The LEDs in question are RGB Common Cathode ones, Im going to wire each color in parallel(3-4 LEDs or more, I dont know yet) while still being able to control each color individually.
Since they are Common Cathode it kinda complicates things for me, because I only have NPN transistors (yay...) to work with.
I googled around quite a lot and stumbled upon the emitter-follower method, which if I understand it correctly simply boosts the available current based on the external power, but keeps the voltage the same as Base(which will be +5V since its connected to the arduino). Now this would be perfect for me, since both the arduino and LED setup will be powered from the same 5V power brick(capable of 2.5A).

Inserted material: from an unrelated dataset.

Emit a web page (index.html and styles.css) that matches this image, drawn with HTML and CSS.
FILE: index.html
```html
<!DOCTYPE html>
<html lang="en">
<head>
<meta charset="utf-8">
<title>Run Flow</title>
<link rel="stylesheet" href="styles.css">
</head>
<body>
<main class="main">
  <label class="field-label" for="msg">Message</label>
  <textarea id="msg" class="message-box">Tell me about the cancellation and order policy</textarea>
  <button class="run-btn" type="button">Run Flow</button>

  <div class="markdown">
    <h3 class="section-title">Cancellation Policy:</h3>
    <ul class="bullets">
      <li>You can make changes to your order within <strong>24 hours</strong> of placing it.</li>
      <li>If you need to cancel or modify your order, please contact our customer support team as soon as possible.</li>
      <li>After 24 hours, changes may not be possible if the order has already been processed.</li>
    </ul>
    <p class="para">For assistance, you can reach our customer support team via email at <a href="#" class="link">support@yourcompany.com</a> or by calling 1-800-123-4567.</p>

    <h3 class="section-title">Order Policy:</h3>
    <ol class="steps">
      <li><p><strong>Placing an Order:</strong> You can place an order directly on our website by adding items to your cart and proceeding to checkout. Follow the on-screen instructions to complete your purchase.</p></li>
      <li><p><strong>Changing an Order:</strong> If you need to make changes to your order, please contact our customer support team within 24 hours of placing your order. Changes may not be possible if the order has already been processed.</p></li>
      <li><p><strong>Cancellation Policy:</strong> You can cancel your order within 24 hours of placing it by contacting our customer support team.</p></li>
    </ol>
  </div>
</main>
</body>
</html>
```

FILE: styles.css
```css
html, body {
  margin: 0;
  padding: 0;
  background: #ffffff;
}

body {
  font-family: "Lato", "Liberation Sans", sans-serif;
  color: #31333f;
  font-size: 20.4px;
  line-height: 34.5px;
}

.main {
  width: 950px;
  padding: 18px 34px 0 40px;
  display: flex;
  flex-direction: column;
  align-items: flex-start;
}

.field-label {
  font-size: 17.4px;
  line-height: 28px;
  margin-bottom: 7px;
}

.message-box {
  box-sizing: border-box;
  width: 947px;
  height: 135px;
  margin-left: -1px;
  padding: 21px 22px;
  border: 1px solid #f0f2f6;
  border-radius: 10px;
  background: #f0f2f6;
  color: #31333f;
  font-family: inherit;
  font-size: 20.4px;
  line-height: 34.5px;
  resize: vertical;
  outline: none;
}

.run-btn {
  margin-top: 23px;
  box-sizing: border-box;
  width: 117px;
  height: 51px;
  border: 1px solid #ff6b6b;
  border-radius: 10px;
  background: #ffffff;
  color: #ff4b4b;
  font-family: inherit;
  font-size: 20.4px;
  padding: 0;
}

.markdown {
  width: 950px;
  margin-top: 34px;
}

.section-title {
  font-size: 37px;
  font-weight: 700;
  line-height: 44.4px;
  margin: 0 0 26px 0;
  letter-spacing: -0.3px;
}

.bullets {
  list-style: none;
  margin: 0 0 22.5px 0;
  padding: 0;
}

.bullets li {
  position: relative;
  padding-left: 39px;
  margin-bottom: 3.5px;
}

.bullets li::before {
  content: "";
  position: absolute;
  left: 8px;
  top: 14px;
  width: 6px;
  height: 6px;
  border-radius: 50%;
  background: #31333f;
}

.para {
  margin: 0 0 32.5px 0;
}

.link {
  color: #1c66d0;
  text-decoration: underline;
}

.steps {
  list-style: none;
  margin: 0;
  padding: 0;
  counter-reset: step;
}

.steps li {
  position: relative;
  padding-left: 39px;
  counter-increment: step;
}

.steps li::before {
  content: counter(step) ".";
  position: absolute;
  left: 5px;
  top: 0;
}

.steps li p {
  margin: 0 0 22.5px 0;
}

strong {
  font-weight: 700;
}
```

Ive been playing around in various software/simulators, and come up with a schematic that seems to work, but Id be thankful if someone with more knowledge than me could take a look at it, before I blow something up
Im not sure if the resistors from the arduino pins are needed or not though, but I added them and it seems to work fine according to various simulators.
Also, do excuse my poor drawing, Ive never done a schematic before
That will work, although you may have to adjust the LED series resistors to get the brightness you want.
One reason people usually do not use NPN transistors as "high side" switches is the drop of about 0.7 V from the transistor base to the emitter. The output voltage of a typical port pin is less than 5 V (the ATmega data sheet specifies the minimum value to be 4.2 V), so your LEDs are effectively powered by a source providing about 3.5 V.
An emitter follower has relatively high input impedance, so you don't need a resistor between the port pin and the transistor base.
Absolutely lose those base resistors, you want to minimise the voltage
across the transistor when on(*), which means bring the base right up to 5V
You still lose a forward diode drop at full current though, so check the power
dissipation is within limits. With a proper PNP high-side switch you'd get
saturation and ~ 0.1V drop.
(*) and the variation of that voltage with load current.
Thanks for the replies, I was aware of the diode voltage drop, but didnt think of the potential drop from the arduino-pin itself...
The potential drop at the Arduino pin itself will be minimal. Any drop will be mostly due to the Base-Emitter Saturation Voltage of the transistor.
This is because the datasheet claims VOH to be 4.1V when the load on the pin is 20 mA. However, the transistor will be providing most of the current (its gain will be somewhere around 100). In this configuration, the output voltage on the Arduino pin should be somewhere around 4.4V.